Karin Frick: Die Sicherheitsmaßnahmen werden bleiben, zum Beispiel die eben schon angesprochenen Gesundheitstests. Die potenziellen Folgekosten wären ohne diese Tests auf Dauer einfach zu hoch. Stellen Sie sich vor, sie müssten regelmäßig ein ganzes Schiff in Quarantäne stellen. Dagegen wird die Produktion der Tests schnell billiger und die Logistik immer einfacher werden. So könnten die Tests einfach in den Apotheken durchzuführen sein, kurz vor dem Abflug.
Generell zeigt die Erfahrung: Die Gesellschaft entscheidet sicher immer eher für mehr Sicherheit als für mehr Privatheit.

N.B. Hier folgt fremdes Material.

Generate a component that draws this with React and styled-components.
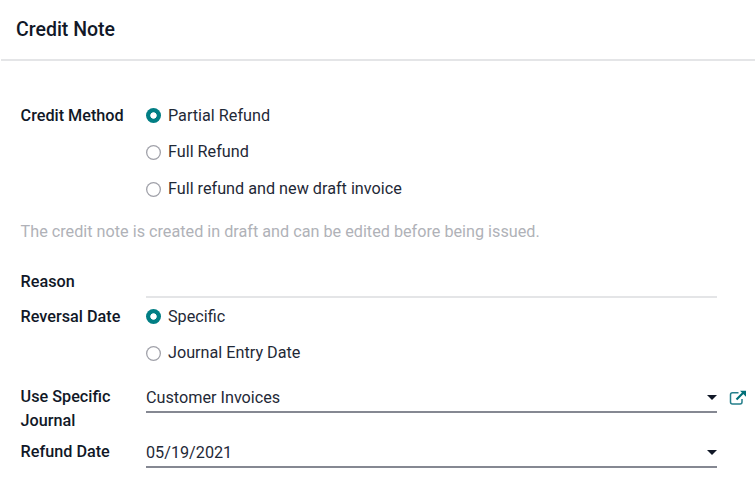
import React from "react";
import styled, { createGlobalStyle } from "styled-components";

const GlobalStyle = createGlobalStyle`
  * { box-sizing: border-box; }
  body { margin: 0; background: #fff; font-family: Roboto, sans-serif; font-size: 16.22px; line-height: 24px; color: #1f2937; }
`;

const Dialog = styled.main`
  width: 755px;
  height: 488px;
  overflow: hidden;
`;
const Header = styled.header`
  height: 61px;
  margin-left: 1px;
  padding: 15px 15px 0;
  border-bottom: 2px solid #e4e5e7;
`;
const Title = styled.h1`
  margin: 0;
  font-size: 19.5px;
  line-height: 30px;
  font-weight: 500;
  color: #111827;
`;
const Form = styled.form`
  padding: 42.5px 8px 0 20.6px;
`;
const Row = styled.div`
  display: grid;
  grid-template-columns: 125.4px 571px 1fr;
  height: ${(p) => p.$height}px;
`;
const Label = styled.label`
  font-weight: 500;
  width: 115px;
  color: #111827;
`;
const Options = styled.div`
  display: flex;
  flex-direction: column;
  gap: 12.75px;
`;
const Option = styled.label`
  display: flex;
  align-items: center;
  gap: 7px;
  height: 24px;
`;
const Radio = styled.span`
  width: 15px;
  height: 15px;
  margin-top: 0.8px;
  border-radius: 50%;
  background: ${(p) => (p.$checked ? "radial-gradient(circle, #fff 2.8px, #017e84 3.6px)" : "#fff")};
  box-shadow: ${(p) => (p.$checked ? "none" : "inset 0 0 0 1.3px #a0a1a9")};
`;
const Hint = styled.p`
  margin: 0 0 26px;
  color: #b0b2b8;
`;
const Field = styled.div`
  display: flex;
  justify-content: space-between;
  align-items: center;
  height: 28.5px;
  padding-bottom: 0.5px;
  border-bottom: 2px solid ${(p) => p.$line};
`;
const Caret = styled.i`
  border: 5px solid transparent;
  border-top-color: #111827;
  border-bottom: 0;
`;
const OpenIcon = styled.svg`
  margin: 5.5px 0 0 12px;
`;

function RadioGroup({ options, selected }) {
  return (
    <Options>
      {options.map((option) => (
        <Option key={option}>
          <Radio $checked={option === selected} />
          {option}
        </Option>
      ))}
    </Options>
  );
}

export default function App() {
  return (
    <Dialog>
      <GlobalStyle />
      <Header><Title>Credit Note</Title></Header>
      <Form>
        <Row $height={116}>
          <Label>Credit Method</Label>
          <RadioGroup selected="Partial Refund" options={["Partial Refund", "Full Refund", "Full refund and new draft invoice"]} />
        </Row>
        <Hint>The credit note is created in draft and can be edited before being issued.</Hint>
        <Row $height={35}>
          <Label>Reason</Label>
          <Field $line="#e4e5e7" />
        </Row>
        <Row $height={80}>
          <Label>Reversal Date</Label>
          <RadioGroup selected="Specific" options={["Specific", "Journal Entry Date"]} />
        </Row>
        <Row $height={55}>
          <Label>Use Specific Journal</Label>
          <Field $line="#858892">Customer Invoices<Caret /></Field>
          <OpenIcon width="18" height="17" viewBox="0 0 18 17" fill="none" stroke="#257f8b" strokeWidth="1.5">
            <path d="M9.5 2.7H3.5Q1.5 2.7 1.5 4.7v7.3q0 2 2 2h7.5q2 0 2-2V9" />
            <path d="M7.5 9.5 14 3" stroke="#017078" strokeWidth="2.2" />
            <path d="M11 .7h6v6z" fill="#017078" stroke="none" />
          </OpenIcon>
        </Row>
        <Row $height={30}>
          <Label>Refund Date</Label>
          <Field $line="#858892">05/19/2021<Caret /></Field>
        </Row>
      </Form>
    </Dialog>
  );
}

Wie können sich Unternehmen auf diese Veränderungen nach der Corona-Pandemie einstellen?

Karin Frick: Das Sicherheitsbedürfnis der Kundinnen und Kunden wird größer – da zu schauen, was bieten wir an, wo haben wir Möglichkeiten, uns zu optimieren, macht auf jeden Fall Sinn. Zudem bietet diese Zeit eine große Chance, Dinge zu automatisieren, um sie berührungsfrei zu gestalten. Hier lohnen sich Innovationen. Auch macht es als Unternehmen Sinn zu schauen: Was können wir vor Ort oder im Inland produzieren und wie könnten wir die regionalen Wertschöpfungsnetze stärken.

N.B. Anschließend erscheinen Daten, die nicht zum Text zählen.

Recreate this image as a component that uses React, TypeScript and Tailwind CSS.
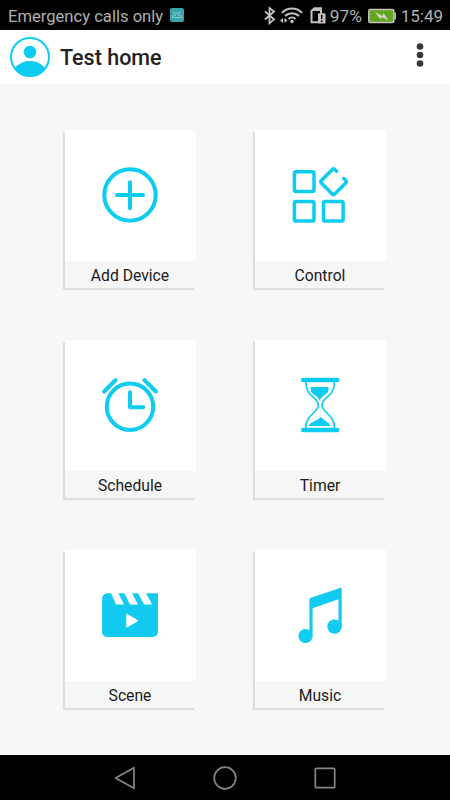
import type { ReactNode } from "react";

const CYAN = "#0ccdf1";

function Tile({ label, children }: { label: string; children: ReactNode }) {
  return (
    <div className="flex h-[158px] w-[131px] flex-col bg-[#f6f6f6] shadow-[-2px_2px_1px_#dedede]">
      <div className="flex h-[131px] items-start bg-white pl-[37px] pt-[37px]">
        <svg width="56" height="56" viewBox="0 0 56 56" fill="none" stroke={CYAN} strokeWidth="4" strokeLinecap="round" strokeLinejoin="round">
          {children}
        </svg>
      </div>
      <div className="flex h-[27px] items-center justify-center pr-px pt-[2px] text-[15.700px] leading-6 text-[#1b1b1b]">{label}</div>
    </div>
  );
}

function StatusBar() {
  return (
    <div className="flex h-[30px] shrink-0 items-center bg-black pl-2 pr-[7px] text-[#b0b0b0]">
      <span className="w-[162px] whitespace-nowrap pt-[3px] text-[16.6px] leading-[27px]">Emergency calls only</span>
      <svg width="14" height="14" viewBox="0 0 14 14">
        <rect width="14" height="14" rx="2" fill="#37a3aa" />
        <path d="M2.500 9.500c.4-6 8.600-6 9 0zM4.500 5 3.500 3.500M9.500 5l1-1.500" fill="none" stroke="#9bcbd0" strokeWidth=".9" />
        <path d="M5 7h1v1H5zM8 7h1v1H8z" fill="#9bcbd0" />
      </svg>
      <svg className="ml-auto" width="64" height="20" viewBox="0 0 64 20" fill="none" stroke="#c1c1c1" strokeWidth="1.800">
        <path d="m2 6.300 9 8-4.500 4V3l4.500 3.500-9 8" />
        <path d="M19 7.800c6-5.600 14-5.600 20 0M22 11c4-3.800 10-3.800 14 0M25.500 14c2-2 5-2 7 0" strokeWidth="2" />
        <circle cx="29" cy="16.500" r="1.700" fill="#c1c1c1" stroke="none" />
        <path d="m20 13-3 2.500 3 2.500zM21.500 13l3 2.500-3 2.500z" fill="#c1c1c1" stroke="none" />
        <path d="M55 17.200h-6.500V6L51.500 3.200H58v5.500" strokeWidth="2" />
        <path d="M48.500 6 51 3h7v3z" fill="#c1c1c1" stroke="none" />
        <path d="M55 8.300h7.500V18.500H55z" fill="#c1c1c1" stroke="none" />
        <path d="M58.700 10v4M58.700 15.300v1.700" stroke="#000" strokeWidth="1.500" />
      </svg>
      <span className="ml-[3px] w-[38px] whitespace-nowrap pt-[3px] text-[17.400px] leading-[27px]">97%</span>
      <svg className="mt-px" width="29" height="16" viewBox="0 0 29 16">
        <rect x=".8" y="1.500" width="25" height="13" rx="1.500" fill="#62a41d" stroke="#c1c1c1" strokeWidth="1.500" />
        <path d="M26.500 4.500h1.500v7h-1.500z" fill="#c1c1c1" />
        <path d="m7 4 7.500 4 1-3 5 7.500-7-3.500-1 2.500z" fill="#d5d5d5" />
      </svg>
      <span className="ml-[4px] whitespace-nowrap pt-[3px] text-[17px] leading-[27px]">15:49</span>
    </div>
  );
}

export default function App() {
  return (
    <div className="flex h-[800px] w-[450px] flex-col overflow-hidden bg-[#f7f7f7] font-['Roboto',sans-serif]">
      <StatusBar />
      <header className="flex h-[54px] shrink-0 items-center bg-white pl-[10px] pr-[26px]">
        <svg width="40" height="40" viewBox="0 0 40 40">
          <circle cx="20" cy="20" r="19" fill="#fff" stroke={CYAN} strokeWidth="2" />
          <circle cx="20" cy="15" r="6.300" fill={CYAN} />
          <path d="M4.500 31.500C12 21.500 28 21.500 35.500 31.500A19.500 19.500 0 0 1 4.500 31.500Z" fill={CYAN} />
        </svg>
        <h1 className="ml-[10px] pt-[2px] text-[21.500px] font-medium text-[#222]">Test home</h1>
        <svg className="mb-[5px] ml-auto" width="8" height="24" viewBox="0 0 8 24" fill="#393939">
          <circle cx="4" cy="3.500" r="3.300" />
          <circle cx="4" cy="12" r="3.300" />
          <circle cx="4" cy="20.500" r="3.300" />
        </svg>
      </header>
      <main className="grid flex-1 grid-cols-[131px_131px] content-start gap-x-[59px] gap-y-[52px] pl-[65px] pt-[46px]">
        <Tile label="Add Device">
          <circle cx="28" cy="28" r="25.700" />
          <path d="M15 28h26M28 15.200v26" />
        </Tile>
        <Tile label="Control">
          <g strokeWidth="3.500">
            <rect x="2.400" y="4.800" width="19.600" height="19.600" rx="1.600" />
            <rect x="2.400" y="34.500" width="19.600" height="19.600" rx="1.600" />
            <rect x="31.500" y="34.500" width="19.600" height="19.600" rx="1.600" />
            <path d="M44.500 4.300 42.700 2.500Q41.500 1.300 40.300 2.500L29.300 13.500Q28.100 14.700 29.300 15.900L40.300 26.900Q41.500 28.100 42.700 26.900L53.700 15.900Q54.900 14.700 53.700 13.500L51.800 11.600" />
          </g>
        </Tile>
        <Tile label="Schedule">
          <circle cx="28" cy="29.700" r="23.200" />
          <path d="M28 15.300v15h13.200M2.200 14.500 13.500 3.200M42.500 3.200l11.300 11.300" />
        </Tile>
        <Tile label="Timer">
          <path d="M11.200 3h33.900M11.200 53h33.900" strokeWidth="4.600" />
          <path d="M13.800 5C13.800 20 26.300 20 26.300 28S13.800 37 13.800 51M42.500 5C42.500 20 30 20 30 28S42.500 37 42.500 51" strokeWidth="1.600" />
          <path d="M18.700 10h17.800v3C36.500 18 28.500 18 27.700 24.500 27 18 18.700 18 18.700 13zM16.500 49c1-4 9-5 12.500-9 3 4 8.500 5 9.600 9z" fill={CYAN} stroke="none" />
        </Tile>
        <Tile label="Scene">
          <g stroke="none">
            <path d="M6 6.300H56V45a5 5 0 0 1-5 5H5a5 5 0 0 1-5-5V12a5.700 5.700 0 0 1 6-5.700Z" fill="#13cbf1" />
            <path d="M9 6h7.300l5.700 11.600h-8zM22.300 6h7.700l6 11.600h-8zM36 6h8l6 11.600h-8zM25 26.700q-.7-.6-.7.500v12.500q0 1.100 1 .5l10.200-5.800q1-.7 0-1.400z" fill="#fff" />
          </g>
        </Tile>
        <Tile label="Music">
          <g fill="#13cbf1" stroke="none">
            <path d="M17.400 12.200q0-.8.800-1.100L48.800.700q.9-.3.900.6V39.700H46.500V12.200L20.600 21.200V49.300H17.400Z" />
            <circle cx="13.500" cy="49" r="7.100" />
            <circle cx="42.500" cy="39.600" r="7.200" />
          </g>
        </Tile>
      </main>
      <nav className="grid h-[45px] shrink-0 grid-cols-3 place-items-center bg-black px-[75px]">
        <svg width="24" height="24" viewBox="0 0 24 24" fill="none" stroke="#858585" strokeWidth="1.700" strokeLinejoin="round">
          <path d="M21 1.700v20.600L2.500 12Z" />
        </svg>
        <svg width="24" height="24" viewBox="0 0 24 24" fill="none" stroke="#858585" strokeWidth="1.700">
          <circle cx="12" cy="12" r="10.800" />
        </svg>
        <svg width="24" height="24" viewBox="0 0 24 24" fill="none" stroke="#858585" strokeWidth="1.700">
          <rect x="2.300" y="2.300" width="19.400" height="19.400" rx="1" />
        </svg>
      </nav>
    </div>
  );
}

Wie wird sich die Energiebranche ändern?

Karin Frick: Die lokale Produktion von Energie in Nachbarschaften wird neu bewertet werden. Auch die autarke Erzeugung von Energie für den Alltag und eben nicht vorhersehbare Notfälle gewinnt an Bedeutung.
Zudem gehen wir vom Erlebnis- hin zum Versorgungskonsum: Die Kundinnen und Kunden sind dankbarer und aufmerksamer für Versorgungslösungen und setzen mehr auf Sicherheit. Ein aktives Krisenmanagement und eine sichere Stromversorgung sind von elementarer Bedeutung, auch in der öffentlichen Wahrnehmung. Die Wertschätzung der Grundversorgung ist immens gestiegen. Investitionen in den Ausbau von Infrastrukturen werden in Zukunft mit sicher von der Mehrheit der Bevölkerung unterstützt.

karin frick

Karin Frick ist eine Schweizer Trend- und Zukunftsforscherin. Sie ist Leiterin Research und Mitglied der Geschäftsleitung des Schweizer Think Tank's GDI (Gottlieb Duttweiler Institute). Sie befasst sich seit ihrem Studium an der Universität St. Gallen (HSG) in verschiedenen Funktionen mit Zukunftsthemen, gesellschaftlichem Wandel, Innovation und Veränderungen von Menschen und Märkten.